- Dataset content -
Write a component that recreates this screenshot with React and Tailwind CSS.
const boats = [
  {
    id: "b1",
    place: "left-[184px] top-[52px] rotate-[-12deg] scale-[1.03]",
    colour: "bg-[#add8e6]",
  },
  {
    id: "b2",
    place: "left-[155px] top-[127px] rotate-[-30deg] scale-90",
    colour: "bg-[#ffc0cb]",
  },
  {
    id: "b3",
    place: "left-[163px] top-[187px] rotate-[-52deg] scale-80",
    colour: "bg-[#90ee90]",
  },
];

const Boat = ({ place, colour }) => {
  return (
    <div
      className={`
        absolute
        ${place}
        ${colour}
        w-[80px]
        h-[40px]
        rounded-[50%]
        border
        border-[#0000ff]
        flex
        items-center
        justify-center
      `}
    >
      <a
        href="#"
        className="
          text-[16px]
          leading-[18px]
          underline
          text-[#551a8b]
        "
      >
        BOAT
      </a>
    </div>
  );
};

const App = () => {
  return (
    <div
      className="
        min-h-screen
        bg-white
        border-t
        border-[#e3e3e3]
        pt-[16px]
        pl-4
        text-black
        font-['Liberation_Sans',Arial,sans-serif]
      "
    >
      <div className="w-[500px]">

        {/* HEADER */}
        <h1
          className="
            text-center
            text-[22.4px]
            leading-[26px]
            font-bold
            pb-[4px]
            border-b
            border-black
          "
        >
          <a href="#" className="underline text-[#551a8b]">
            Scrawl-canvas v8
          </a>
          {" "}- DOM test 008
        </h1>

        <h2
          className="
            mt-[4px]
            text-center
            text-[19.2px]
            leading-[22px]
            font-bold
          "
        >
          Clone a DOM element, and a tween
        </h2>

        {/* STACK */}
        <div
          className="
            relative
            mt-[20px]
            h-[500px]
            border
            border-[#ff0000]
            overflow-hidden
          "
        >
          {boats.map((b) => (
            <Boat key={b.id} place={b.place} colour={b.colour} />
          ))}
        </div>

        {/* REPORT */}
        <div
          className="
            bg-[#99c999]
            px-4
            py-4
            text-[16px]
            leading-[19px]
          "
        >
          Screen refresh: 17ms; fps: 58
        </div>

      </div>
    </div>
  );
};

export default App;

--

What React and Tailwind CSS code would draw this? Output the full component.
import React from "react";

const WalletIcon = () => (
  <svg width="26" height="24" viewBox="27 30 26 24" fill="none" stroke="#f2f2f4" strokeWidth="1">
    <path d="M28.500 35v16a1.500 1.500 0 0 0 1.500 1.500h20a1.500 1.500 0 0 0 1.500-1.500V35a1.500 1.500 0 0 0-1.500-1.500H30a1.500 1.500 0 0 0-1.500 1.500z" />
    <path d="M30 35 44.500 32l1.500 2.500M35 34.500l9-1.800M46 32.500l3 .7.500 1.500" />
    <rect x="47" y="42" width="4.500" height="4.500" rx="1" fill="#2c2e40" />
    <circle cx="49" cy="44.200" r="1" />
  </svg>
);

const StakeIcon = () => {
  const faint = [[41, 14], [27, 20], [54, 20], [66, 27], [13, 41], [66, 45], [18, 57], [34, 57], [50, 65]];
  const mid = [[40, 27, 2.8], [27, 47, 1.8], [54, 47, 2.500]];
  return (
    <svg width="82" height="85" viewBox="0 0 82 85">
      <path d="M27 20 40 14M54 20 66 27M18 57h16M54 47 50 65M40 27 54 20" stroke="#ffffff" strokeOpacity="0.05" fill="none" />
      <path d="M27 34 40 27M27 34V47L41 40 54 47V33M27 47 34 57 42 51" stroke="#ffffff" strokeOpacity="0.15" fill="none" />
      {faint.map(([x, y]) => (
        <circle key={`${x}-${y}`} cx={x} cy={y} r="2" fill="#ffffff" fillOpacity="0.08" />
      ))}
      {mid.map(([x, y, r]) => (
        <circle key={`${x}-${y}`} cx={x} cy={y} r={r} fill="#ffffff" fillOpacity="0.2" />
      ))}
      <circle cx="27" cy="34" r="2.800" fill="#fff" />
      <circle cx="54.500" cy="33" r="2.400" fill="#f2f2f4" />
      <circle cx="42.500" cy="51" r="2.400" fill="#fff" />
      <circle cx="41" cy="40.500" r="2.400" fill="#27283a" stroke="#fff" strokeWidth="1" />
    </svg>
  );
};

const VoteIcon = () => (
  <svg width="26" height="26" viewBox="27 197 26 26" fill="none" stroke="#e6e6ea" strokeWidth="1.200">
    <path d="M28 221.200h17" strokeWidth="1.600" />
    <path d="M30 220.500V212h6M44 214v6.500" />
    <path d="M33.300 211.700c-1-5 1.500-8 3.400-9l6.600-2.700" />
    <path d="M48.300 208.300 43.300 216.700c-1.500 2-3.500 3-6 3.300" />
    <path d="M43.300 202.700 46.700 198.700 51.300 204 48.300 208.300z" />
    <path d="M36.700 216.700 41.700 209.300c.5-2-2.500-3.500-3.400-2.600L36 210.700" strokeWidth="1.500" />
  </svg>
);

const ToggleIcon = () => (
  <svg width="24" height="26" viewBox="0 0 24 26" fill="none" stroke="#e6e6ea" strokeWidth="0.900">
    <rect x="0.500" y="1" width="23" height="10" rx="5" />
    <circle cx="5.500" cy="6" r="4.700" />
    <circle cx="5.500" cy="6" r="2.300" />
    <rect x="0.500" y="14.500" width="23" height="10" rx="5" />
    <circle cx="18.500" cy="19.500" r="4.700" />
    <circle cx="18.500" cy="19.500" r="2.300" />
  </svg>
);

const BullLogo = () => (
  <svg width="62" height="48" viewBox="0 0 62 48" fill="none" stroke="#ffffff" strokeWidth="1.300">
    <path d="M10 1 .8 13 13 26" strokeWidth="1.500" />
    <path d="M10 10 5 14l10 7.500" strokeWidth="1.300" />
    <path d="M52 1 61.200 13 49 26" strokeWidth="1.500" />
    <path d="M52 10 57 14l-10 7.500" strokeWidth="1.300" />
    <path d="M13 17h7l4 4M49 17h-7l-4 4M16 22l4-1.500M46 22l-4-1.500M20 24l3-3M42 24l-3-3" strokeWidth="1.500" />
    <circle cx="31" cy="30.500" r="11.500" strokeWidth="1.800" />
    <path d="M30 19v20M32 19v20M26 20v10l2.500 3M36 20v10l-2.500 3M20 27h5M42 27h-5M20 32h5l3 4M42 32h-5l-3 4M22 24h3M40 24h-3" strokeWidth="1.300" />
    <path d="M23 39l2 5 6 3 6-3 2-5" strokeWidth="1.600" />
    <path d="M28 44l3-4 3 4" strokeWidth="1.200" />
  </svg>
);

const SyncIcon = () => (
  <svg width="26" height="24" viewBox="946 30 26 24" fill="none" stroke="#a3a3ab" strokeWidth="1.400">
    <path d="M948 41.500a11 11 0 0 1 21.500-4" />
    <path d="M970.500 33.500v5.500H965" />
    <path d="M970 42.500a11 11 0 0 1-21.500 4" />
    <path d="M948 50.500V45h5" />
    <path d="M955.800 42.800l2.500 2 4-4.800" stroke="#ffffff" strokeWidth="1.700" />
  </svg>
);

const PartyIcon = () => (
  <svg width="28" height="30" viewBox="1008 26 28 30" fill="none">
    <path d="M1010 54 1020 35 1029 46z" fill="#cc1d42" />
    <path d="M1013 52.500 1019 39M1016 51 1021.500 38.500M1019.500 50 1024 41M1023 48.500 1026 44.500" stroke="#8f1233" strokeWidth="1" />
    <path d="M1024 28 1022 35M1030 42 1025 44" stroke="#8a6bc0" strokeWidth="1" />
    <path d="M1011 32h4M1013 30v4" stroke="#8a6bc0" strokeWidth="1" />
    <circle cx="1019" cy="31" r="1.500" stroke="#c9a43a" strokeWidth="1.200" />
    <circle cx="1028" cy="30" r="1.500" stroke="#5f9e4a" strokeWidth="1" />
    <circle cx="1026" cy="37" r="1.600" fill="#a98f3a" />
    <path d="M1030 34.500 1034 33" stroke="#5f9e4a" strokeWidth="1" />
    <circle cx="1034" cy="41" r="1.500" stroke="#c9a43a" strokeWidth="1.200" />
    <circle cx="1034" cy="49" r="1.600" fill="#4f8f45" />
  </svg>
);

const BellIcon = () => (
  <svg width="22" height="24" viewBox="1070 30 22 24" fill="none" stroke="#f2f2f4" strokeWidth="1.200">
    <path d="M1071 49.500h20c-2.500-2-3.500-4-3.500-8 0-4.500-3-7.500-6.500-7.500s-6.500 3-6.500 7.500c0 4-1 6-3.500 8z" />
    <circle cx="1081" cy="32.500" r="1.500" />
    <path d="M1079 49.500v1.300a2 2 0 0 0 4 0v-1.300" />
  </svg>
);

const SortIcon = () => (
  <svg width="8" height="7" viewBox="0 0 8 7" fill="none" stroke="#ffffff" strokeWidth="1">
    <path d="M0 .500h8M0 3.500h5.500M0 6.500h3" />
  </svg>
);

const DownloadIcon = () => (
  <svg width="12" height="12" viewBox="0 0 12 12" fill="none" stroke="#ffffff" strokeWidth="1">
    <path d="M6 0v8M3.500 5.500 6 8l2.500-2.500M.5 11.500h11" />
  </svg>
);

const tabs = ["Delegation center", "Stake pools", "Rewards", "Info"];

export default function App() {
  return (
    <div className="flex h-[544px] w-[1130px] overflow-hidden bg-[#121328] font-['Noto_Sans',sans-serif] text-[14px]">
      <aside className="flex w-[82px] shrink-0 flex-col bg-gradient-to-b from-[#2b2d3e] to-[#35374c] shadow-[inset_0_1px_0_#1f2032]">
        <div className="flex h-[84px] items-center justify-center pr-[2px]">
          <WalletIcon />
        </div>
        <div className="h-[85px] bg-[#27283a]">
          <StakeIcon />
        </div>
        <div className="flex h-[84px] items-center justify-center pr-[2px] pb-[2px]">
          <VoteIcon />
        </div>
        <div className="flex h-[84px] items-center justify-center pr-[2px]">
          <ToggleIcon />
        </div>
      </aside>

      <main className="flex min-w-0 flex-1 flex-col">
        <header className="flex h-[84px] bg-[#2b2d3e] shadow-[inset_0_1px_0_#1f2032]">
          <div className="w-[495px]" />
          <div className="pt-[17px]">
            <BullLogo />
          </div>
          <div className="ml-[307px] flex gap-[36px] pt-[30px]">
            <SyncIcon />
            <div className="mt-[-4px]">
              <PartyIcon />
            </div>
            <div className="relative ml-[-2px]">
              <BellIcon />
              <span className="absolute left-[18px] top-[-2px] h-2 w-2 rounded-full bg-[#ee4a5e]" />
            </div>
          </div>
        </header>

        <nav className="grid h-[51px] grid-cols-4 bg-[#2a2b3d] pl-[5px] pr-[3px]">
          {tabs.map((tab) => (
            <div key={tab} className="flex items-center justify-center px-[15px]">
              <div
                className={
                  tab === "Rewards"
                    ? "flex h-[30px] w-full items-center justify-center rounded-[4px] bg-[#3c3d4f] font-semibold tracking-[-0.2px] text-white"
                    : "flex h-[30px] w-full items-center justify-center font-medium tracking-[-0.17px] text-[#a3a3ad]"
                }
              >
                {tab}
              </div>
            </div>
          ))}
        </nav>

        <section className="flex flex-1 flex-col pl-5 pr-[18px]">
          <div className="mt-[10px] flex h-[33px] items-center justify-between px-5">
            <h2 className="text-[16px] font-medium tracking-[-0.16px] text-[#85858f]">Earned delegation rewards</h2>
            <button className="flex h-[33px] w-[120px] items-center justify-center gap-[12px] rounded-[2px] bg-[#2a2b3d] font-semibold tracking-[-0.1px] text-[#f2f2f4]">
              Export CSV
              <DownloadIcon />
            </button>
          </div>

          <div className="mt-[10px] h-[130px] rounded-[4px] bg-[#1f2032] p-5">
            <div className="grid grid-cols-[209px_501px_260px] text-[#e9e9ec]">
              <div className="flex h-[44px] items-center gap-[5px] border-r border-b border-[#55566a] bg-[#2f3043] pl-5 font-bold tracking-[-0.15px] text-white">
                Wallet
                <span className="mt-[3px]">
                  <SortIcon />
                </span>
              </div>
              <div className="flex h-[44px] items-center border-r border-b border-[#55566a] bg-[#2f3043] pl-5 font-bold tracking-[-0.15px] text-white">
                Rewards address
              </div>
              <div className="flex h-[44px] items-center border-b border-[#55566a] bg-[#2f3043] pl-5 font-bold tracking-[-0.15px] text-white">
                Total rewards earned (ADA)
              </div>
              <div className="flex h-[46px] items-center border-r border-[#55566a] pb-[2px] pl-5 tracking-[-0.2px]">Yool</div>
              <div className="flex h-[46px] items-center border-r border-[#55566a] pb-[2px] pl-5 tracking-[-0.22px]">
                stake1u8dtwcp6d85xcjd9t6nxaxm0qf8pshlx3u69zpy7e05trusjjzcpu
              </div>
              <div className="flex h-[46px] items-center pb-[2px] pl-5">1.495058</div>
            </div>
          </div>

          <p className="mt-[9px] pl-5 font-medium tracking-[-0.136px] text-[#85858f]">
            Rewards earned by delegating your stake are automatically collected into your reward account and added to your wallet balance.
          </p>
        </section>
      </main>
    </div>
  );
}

--

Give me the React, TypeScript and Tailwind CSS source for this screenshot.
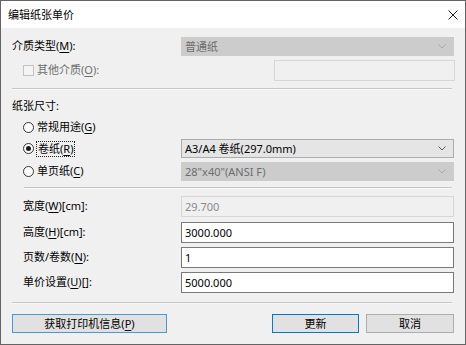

- Goal -
Identify the lines that hold the word "screenshot". Copy every one of them.

- Written answer -
Write a component that recreates this screenshot with React and Tailwind CSS.
Give me the React, TypeScript and Tailwind CSS source for this screenshot.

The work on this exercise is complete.